The open-timbered roofs of the nave and chancel were carved from pitch pine, as was the seating of the nave and aisles. Oak was used for the screen and ceilings of the vestry and organ loft. The chancel was paved with encaustic tiles supplied by Messrs. William Godwin of Hereford. The church has a five-light east window, and a rose and two two-light windows on the west side. All windows were glazed with white cathedral glass. The pulpit, lectern, reading desk and font cover were made of oak, and the octagonal font of Doulting stone. The corbels, finials and terminals were carved by Harry Hems of Exeter, the seating by Messrs. Baker and Son of Bristol and the ironwork by Mr. Leaver of Maidenhead. The church's two bells were made by Messrs. John Taylor & Co of Loughborough.
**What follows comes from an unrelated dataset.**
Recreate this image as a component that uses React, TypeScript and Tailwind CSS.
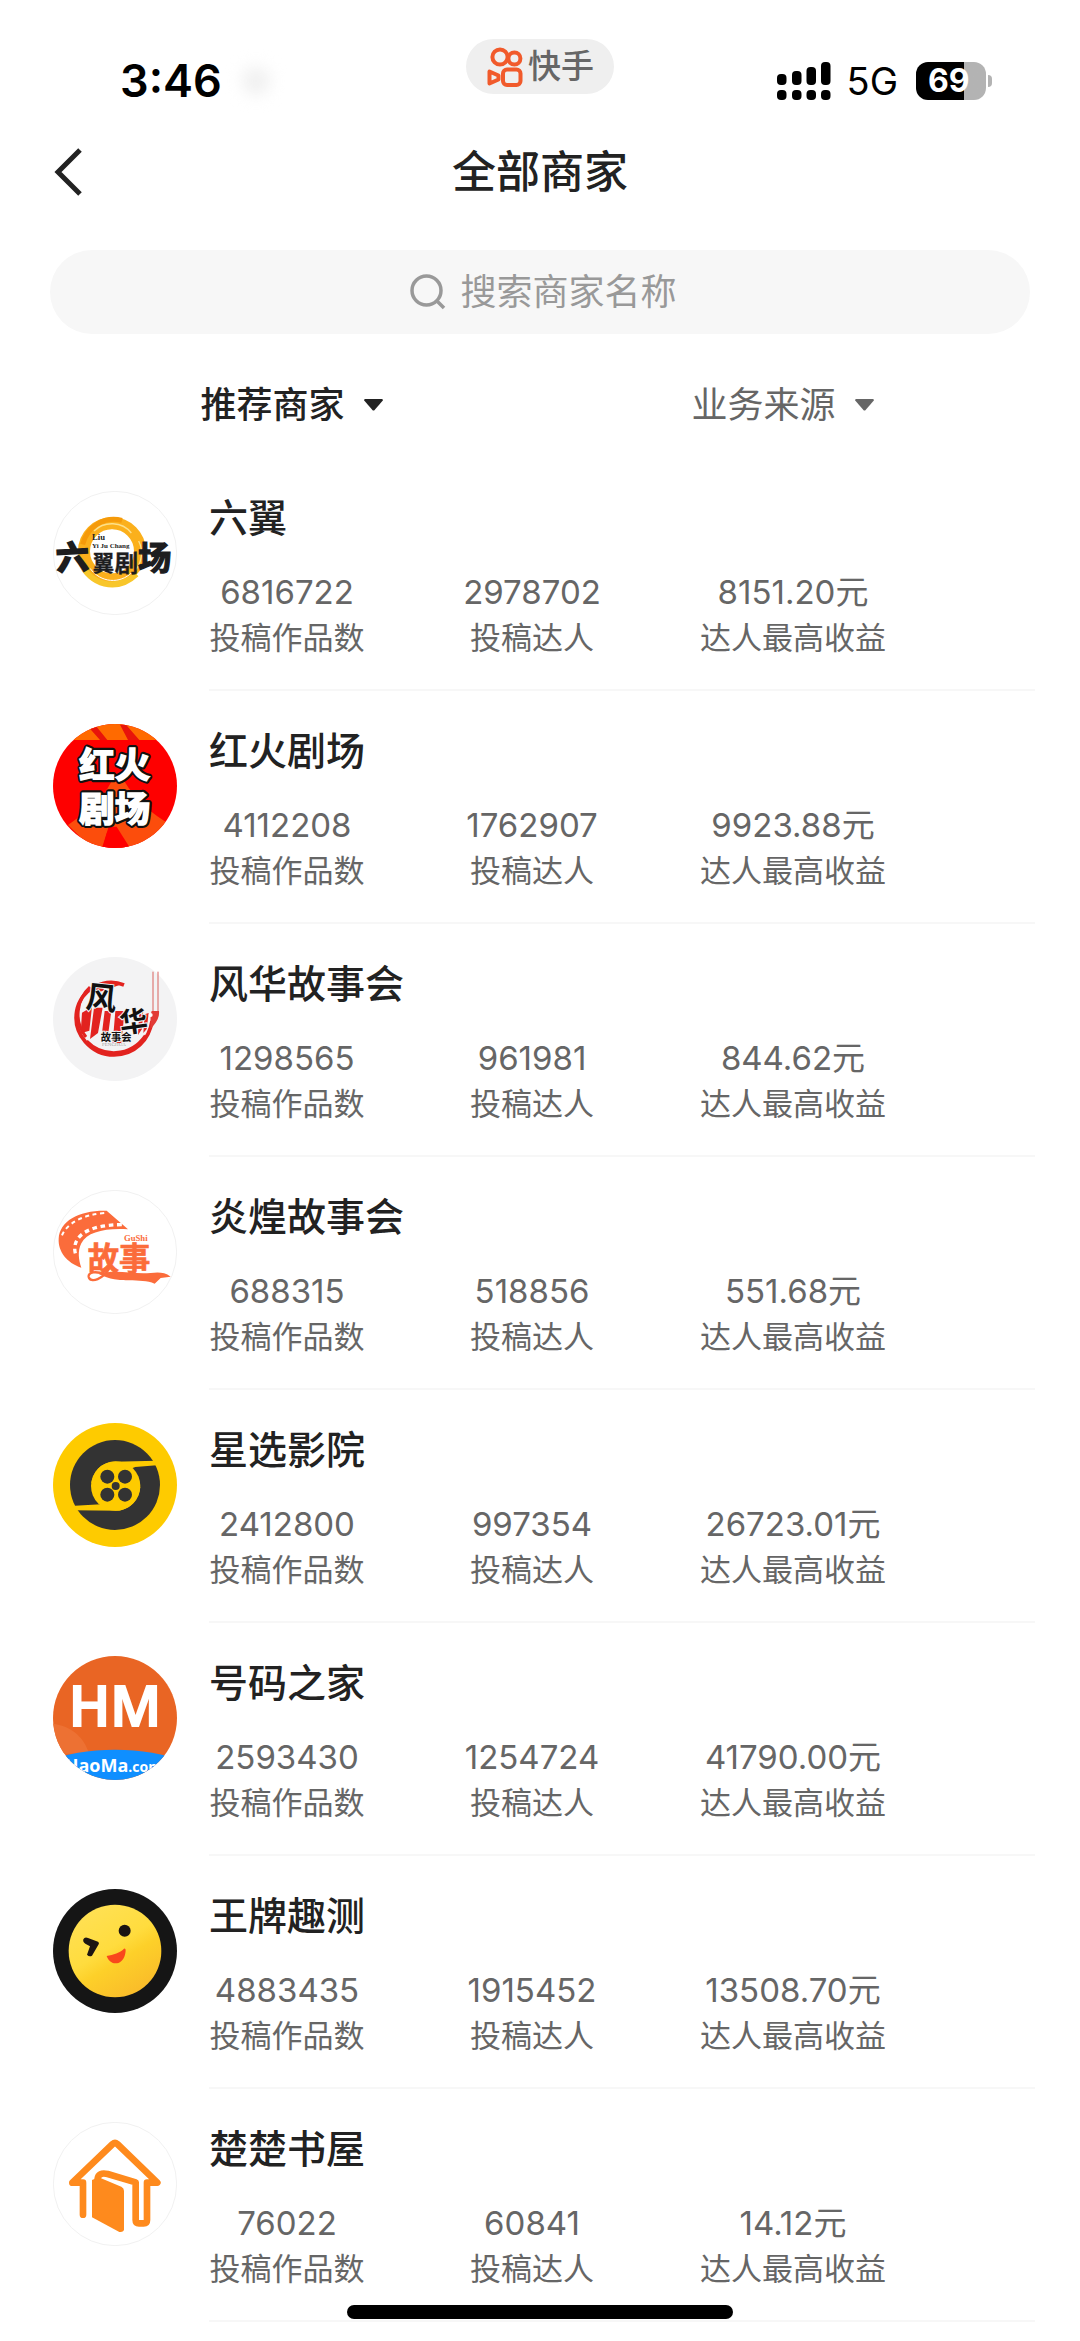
import type { ReactNode } from 'react'

interface Merchant {
  name: string
  works: string
  creators: string
  income: string
  logo: ReactNode
}

const CJK = "Inter, 'Noto Sans CJK SC', sans-serif"

function LiuYiLogo() {
  return (
    <svg viewBox="39 30 372 372" className="size-full" fontFamily={CJK}>
      <circle cx="225" cy="216" r="185" fill="#fff" stroke="#f1f1f1" strokeWidth="3" />
      <circle cx="216" cy="211" r="84" fill="none" stroke="#fbb01c" strokeWidth="36" />
      <path d="M128 190c14-54 66-86 118-72" fill="none" stroke="#f59a0a" strokeWidth="15" />
      <path d="M124 245c24 66 106 90 165 34" fill="none" stroke="#f8c62a" strokeWidth="18" />
      <path d="M150 262c32 44 90 48 126 12" fill="none" stroke="#fff" strokeWidth="3" />
      <path d="M162 150c30-30 84-30 112 6M296 180c16 32 8 66-10 88" fill="none" stroke="#fde08a" strokeWidth="4" />
      <circle cx="216" cy="206" r="60" fill="#fff" />
      <g fontFamily="'Liberation Serif', serif" fontWeight="700" fill="#222">
        <text x="156" y="178" fontSize="26">Liu</text>
        <text x="156" y="202" fontSize="21">Yi Ju Chang</text>
      </g>
      <g fontWeight="700" fill="#1d1d1f" stroke="#1d1d1f">
        <text x="48" y="265" fontSize="98" strokeWidth="6" transform="rotate(-3 90 230)">六</text>
        <text x="158" y="271" fontSize="64" strokeWidth="1">翼</text>
        <text x="224" y="273" fontSize="70" strokeWidth="1">剧</text>
        <text x="294" y="268" fontSize="100" strokeWidth="4">场</text>
      </g>
    </svg>
  )
}

function HongHuoLogo() {
  return (
    <svg viewBox="39 42 372 372" className="size-full" fontFamily={CJK}>
      <clipPath id="honghuo">
        <circle cx="225" cy="228" r="186" />
      </clipPath>
      <g clipPath="url(#honghuo)">
        <path fill="#fe0000" d="M39 42h372v372H39z" />
        <path fill="#ff6a00" d="M39 42h372v48H39z" />
        <path fill="#e8140a" d="M168 48l34 42h-22l-30-34zM258 44l40 46h-34l-24-46z" />
        <path fill="#fc4d0c" d="M214 215c-30 60-76 90-130 130l70 69h34l14-50 22 50h70l100-70c-60-30-110-80-140-129z" />
        <path fill="#fe0000" d="M206 350l-20 64h84l-40-64z" />
      </g>
      <g fontSize="106" fontWeight="700" fill="#fff" stroke="#111" strokeWidth="18" strokeLinejoin="round" paintOrder="stroke">
        <text x="118" y="203">红火</text>
        <text x="118" y="337">剧场</text>
      </g>
      <g fontSize="106" fontWeight="700" fill="#fff" stroke="#fff" strokeWidth="5">
        <text x="118" y="203">红火</text>
        <text x="118" y="337">剧场</text>
      </g>
    </svg>
  )
}

function FengHuaLogo() {
  return (
    <svg viewBox="39 38 372 372" className="size-full" fontFamily={CJK}>
      <circle cx="225" cy="224" r="186" fill="#f3f3f4" />
      <path d="M252 122c-60-24-130 14-142 78-12 70 44 132 112 132 62 0 106-46 114-102" fill="none" stroke="#e2231f" strokeWidth="11" />
      <path d="M150 128c-40 36-50 104-12 150M140 290c46 48 130 50 176-16" fill="none" stroke="#e2231f" strokeWidth="9" />
      <path fill="#e2231f" d="M150 128l80-16 20 6-70 24zM126 205l30-18-8 72-26 8zM162 190h26l-14 76-24 18zM194 200h20l-12 88-18-6zM226 200h28l-10 96h-26zM298 200l12-6-4 60-12 18zM314 210l12-4-6 48-10 12z" />
      <path d="M339 82v118M354 82v118" fill="none" stroke="#d9625f" strokeWidth="3" />
      <path fill="#e23b36" d="M335 200h22c2 20-8 36-26 54 2-20-2-34 4-54z" />
      <circle cx="332" cy="212" r="6" fill="#fff" />
      <g fontWeight="700" fill="#111" stroke="#f3f3f4" strokeWidth="6" paintOrder="stroke">
        <text x="138" y="194" fontSize="92" transform="rotate(6 180 160)">风</text>
        <text x="238" y="262" fontSize="84" transform="rotate(-8 280 230)">华</text>
        <text x="182" y="290" fontSize="31">故事会</text>
      </g>
      <text x="186" y="306" fontSize="15" fill="#999" fontFamily="'Liberation Serif', serif">FENGHUA</text>
    </svg>
  )
}

function GuShiLogo() {
  return (
    <svg viewBox="39 34 372 372" className="size-full" fontFamily={CJK}>
      <circle cx="225" cy="220" r="185" fill="#fff" stroke="#f1f1f1" strokeWidth="3" />
      <path
        fill="#fb6c3b"
        d="M124 267C80 252 54 218 56 180c3-54 62-86 144-84l64 56c-70-4-122 8-140 42-12 24-8 50 0 73z"
      />
      <path d="M66 170c14-34 60-62 128-67" fill="none" stroke="#fff" strokeWidth="6" strokeDasharray="12 11" />
      <path d="M106 224c-12-50 36-86 140-86" fill="none" stroke="#fff" strokeWidth="10" strokeDasharray="14 11" />
      <text x="252" y="187" fontSize="26" fontWeight="700" fill="#fb6c3b" fontFamily="'Liberation Serif', serif">GuShi</text>
      <text x="143" y="274" fontSize="94" fontWeight="700" fill="#fb6c3b" stroke="#fb6c3b" strokeWidth="2">
        故事
      </text>
      <path d="M212 262c-20 40-62 54-66 32-2-14 22-18 50-6" fill="none" stroke="#fb6c3b" strokeWidth="7" />
      <path fill="#fb6c3b" d="M176 286c46-14 90-2 134-2 30 0 56-10 82 10l-30 4-18 17c-44-20-104 4-168-29z" />
    </svg>
  )
}

function XingXuanLogo() {
  return (
    <svg viewBox="39 42 372 372" className="size-full">
      <circle cx="225" cy="228" r="186" fill="#fecb00" />
      <circle cx="225" cy="228" r="135" fill="#333" />
      <circle cx="227" cy="231" r="74" fill="#fecb00" />
      <path fill="#fecb00" d="M350 155l-130 3c-40 4-60 30-66 64l50 40 60-80 22-8 64-5zM100 304l138 1c36-6 58-34 63-70l-50-40-50 70-18 21-78 4z" />
      <g fill="#333">
        <circle cx="202" cy="203" r="21" />
        <circle cx="255" cy="203" r="21" />
        <circle cx="202" cy="257" r="21" />
        <circle cx="255" cy="257" r="21" />
        <circle cx="227" cy="231" r="12" />
      </g>
    </svg>
  )
}

function HaoMaLogo() {
  return (
    <svg viewBox="39 37 372 372" className="size-full">
      <clipPath id="haoma">
        <circle cx="225" cy="223" r="186" />
      </clipPath>
      <g clipPath="url(#haoma)">
        <path fill="#e96524" d="M39 37h372v372H39z" />
        <path fill="#ed7133" d="M39 240c50 6 92 36 108 90H39z" />
        <path fill="#e55b28" d="M290 37c60 30 100 80 121 150V37z" />
        <ellipse cx="225" cy="440" rx="290" ry="122" fill="#0f8fff" />
        <g fill="#fff" fontFamily="'Open Sans', sans-serif">
          <text x="74" y="386" fontSize="54" fontWeight="700">HaoMa<tspan fontSize="42">.com</tspan></text>
          <text x="225" y="247" fontSize="166" fontWeight="600" stroke="#fff" strokeWidth="6" textAnchor="middle">HM</text>
        </g>
      </g>
    </svg>
  )
}

function WangPaiLogo() {
  return (
    <svg viewBox="39 39 372 372" className="size-full">
      <linearGradient id="face" x1="0.2" y1="0" x2="0.8" y2="1">
        <stop offset="0" stopColor="#ffe156" />
        <stop offset="0.45" stopColor="#ffdc3e" />
        <stop offset="0.6" stopColor="#fdd029" />
        <stop offset="1" stopColor="#f9b82a" />
      </linearGradient>
      <circle cx="225" cy="225" r="186" fill="#151515" />
      <circle cx="225" cy="225" r="139" fill="url(#face)" />
      <circle cx="254" cy="164" r="18" fill="#1b1412" />
      <path fill="#1b1412" d="M130 190q4-8 14-4l30 11q5 3 2 8l-20 34q-8 5-15-3l9-25-14-8q-8-4-6-13z" />
      <path fill="#f9481c" d="M200 240c20-4 40-10 52-22 6-2 6 8 3 18-8 32-44 36-55 4z" />
    </svg>
  )
}

function ChuChuLogo() {
  return (
    <svg viewBox="39 42 372 372" className="size-full">
      <circle cx="225" cy="228" r="185" fill="#fff" stroke="#f1f1f1" strokeWidth="3" />
      <g fill="none" stroke="#fe8a1d" strokeWidth="20" strokeLinecap="round" strokeLinejoin="round">
        <path d="M129 320v-96H97L218 108q7-6 14 0l120 116h-31v112q0 10-10 10h-14q-10 0-10-10V223l-84-25q-28-6-30 14v110" />
      </g>
      <path fill="#fe8a1d" d="M156 216l20-8 68 28q8 4 8 12v116q-1 10-14 8l-82-44z" />
    </svg>
  )
}

const MERCHANTS: Merchant[] = [
  { name: '六翼', works: '6816722', creators: '2978702', income: '8151.20元', logo: <LiuYiLogo /> },
  { name: '红火剧场', works: '4112208', creators: '1762907', income: '9923.88元', logo: <HongHuoLogo /> },
  { name: '风华故事会', works: '1298565', creators: '961981', income: '844.62元', logo: <FengHuaLogo /> },
  { name: '炎煌故事会', works: '688315', creators: '518856', income: '551.68元', logo: <GuShiLogo /> },
  { name: '星选影院', works: '2412800', creators: '997354', income: '26723.01元', logo: <XingXuanLogo /> },
  { name: '号码之家', works: '2593430', creators: '1254724', income: '41790.00元', logo: <HaoMaLogo /> },
  { name: '王牌趣测', works: '4883435', creators: '1915452', income: '13508.70元', logo: <WangPaiLogo /> },
  { name: '楚楚书屋', works: '76022', creators: '60841', income: '14.12元', logo: <ChuChuLogo /> },
]

function StatusBar() {
  return (
    <div className="grid h-32 grid-cols-[1fr_auto_1fr] items-start pt-[39px] text-black">
      <div className="mt-[14px] flex items-center gap-5 pl-[120px]">
        <span className="text-[45px] leading-[56px] font-semibold">3:46</span>
        <span className="size-7 rounded-full bg-[#f0f0f0] blur-sm" />
      </div>
      <div className="flex h-[55px] w-[148px] items-center justify-center gap-1 rounded-full bg-[#efefef]">
        <svg viewBox="486 44 38 42" className="h-[42px] w-[38px]" fill="none" stroke="#f15a2b" strokeWidth="4" strokeLinejoin="round">
          <circle cx="500" cy="55" r="7.6" />
          <circle cx="514.4" cy="56.5" r="6" />
          <rect x="503" y="67.5" width="17.5" height="15.5" rx="4" />
          <path d="M489.500 69.500v12l9-4v-4z" />
        </svg>
        <span className="text-[33px] leading-[55px] font-medium text-[#666]">快手</span>
      </div>
      <div className="mt-[14px] flex h-14 items-center justify-end pr-[88px]">
        <svg viewBox="0 0 54 38" className="h-[38px] w-[54px]">
          <rect x="0" y="12" width="9.500" height="11" rx="4" />
          <rect x="15" y="9" width="9.500" height="14" rx="4" />
          <rect x="29.500" y="5" width="9.500" height="18" rx="4" />
          <rect x="44" y="0" width="9.500" height="23" rx="4" />
          <rect x="0" y="28" width="9.500" height="10" rx="4" />
          <rect x="15" y="28" width="9.500" height="10" rx="4" />
          <rect x="29.500" y="28" width="9.500" height="10" rx="4" />
          <rect x="44" y="28" width="9.500" height="10" rx="4" />
        </svg>
        <span className="mr-[18px] ml-4 text-[38px] leading-[56px]">5G</span>
        <span className="flex h-[38px] w-[70px] items-center rounded-xl bg-linear-to-r from-black from-69% to-[#b3b3b3] to-69% pl-3 text-[32px] leading-[38px] font-bold text-white">
          69
        </span>
        <span className="ml-0.5 h-3 w-1 rounded-r-full bg-[#b3b3b3]" />
      </div>
    </div>
  )
}

function Filter({ label, active }: { label: string; active?: boolean }) {
  return (
    <label className={`flex items-center justify-center gap-[18px] ${active ? 'text-[#222] font-medium' : 'text-[#666]'}`}>
      <select aria-label={label} className="appearance-none bg-transparent text-[36px] leading-[52px] outline-none">
        <option>{label}</option>
      </select>
      <svg viewBox="0 0 19 12" className="pointer-events-none h-3 w-[19px]" fill="currentColor">
        <path d="M1 0h17q1.500.5.6 1.800L10.600 11q-1.100 1.200-2.200 0L.4 1.800Q-.5.5 1 0z" />
      </svg>
    </label>
  )
}

function Stat({ value, label }: { value: string; label: string }) {
  return (
    <div className="flex flex-col-reverse text-center whitespace-nowrap text-[#666]">
      <dt className="text-[31px] leading-[46px]">{label}</dt>
      <dd className="text-[33px] leading-[46px]">{value}</dd>
    </div>
  )
}

export default function App() {
  return (
    <div className="min-h-screen bg-white font-[Inter,'Noto_Sans_CJK_SC',sans-serif] text-[#222]">
      <StatusBar />

      <header className="grid h-[88px] grid-cols-[1fr_auto_1fr] items-center px-[50px]">
        <button aria-label="返回" className="flex h-16 w-12 items-center">
          <svg viewBox="0 0 36 52" className="h-[52px] w-9" fill="none" stroke="#222" strokeWidth="5">
            <path d="M30 4L8 26l22 22" />
          </svg>
        </button>
        <h1 className="text-[44px] leading-[60px] font-medium">全部商家</h1>
      </header>

      <label className="mx-[50px] mt-[34px] flex h-[84px] items-center justify-center gap-[15px] rounded-full bg-[#f7f7f7] pl-2">
        <svg viewBox="0 0 36 36" className="size-9" fill="none" stroke="#999" strokeWidth="3.500">
          <circle cx="16.500" cy="16.500" r="14.500" />
          <path d="M27 27l7 7" />
        </svg>
        <input
          type="text"
          aria-label="搜索商家名称"
          placeholder="搜索商家名称"
          className="w-[218px] bg-transparent text-[36px] leading-[52px] outline-none placeholder:text-[#999]"
        />
      </label>

      <div className="grid h-[124px] grid-cols-2 pt-[18px] pr-[52px] pl-[46px]">
        <Filter label="推荐商家" active />
        <Filter label="业务来源" />
      </div>

      <ul>
        {MERCHANTS.map((m) => (
          <li key={m.name} className="flex gap-8 pr-[45px] pl-[53px]">
            <div className="mt-[33px] size-[124px] shrink-0">{m.logo}</div>
            <div className="flex-1 border-b-2 border-[#f7f7f7] pt-[33px] pb-7">
              <h2 className="text-[39px] leading-[54px] font-medium">{m.name}</h2>
              <dl className="mt-6 grid grid-cols-[156px_138px_188px] gap-[98px]">
                <Stat value={m.works} label="投稿作品数" />
                <Stat value={m.creators} label="投稿达人" />
                <Stat value={m.income} label="达人最高收益" />
              </dl>
            </div>
          </li>
        ))}
      </ul>

      {/* Home indicator */}
      <div className="fixed inset-x-0 bottom-[22px] flex justify-center">
        <div className="h-[14px] w-[386px] rounded-full bg-black" />
      </div>
    </div>
  )
}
A harmonium was initially used at the church until it received its organ in 1881, which was presented by H. A. Bosanquet and built by Messrs J. W. Walker & Sons Ltd of London. A memorial was added to an eastern window in 1888 in memory of Mrs. Luttrell who died the previous year. It was designed and executed by Charles Eamer Kempe of London. A lectern of wrought-iron and brass was added to the church in 1903. The church's meeting rooms, kitchen and toilets were all built in 2004.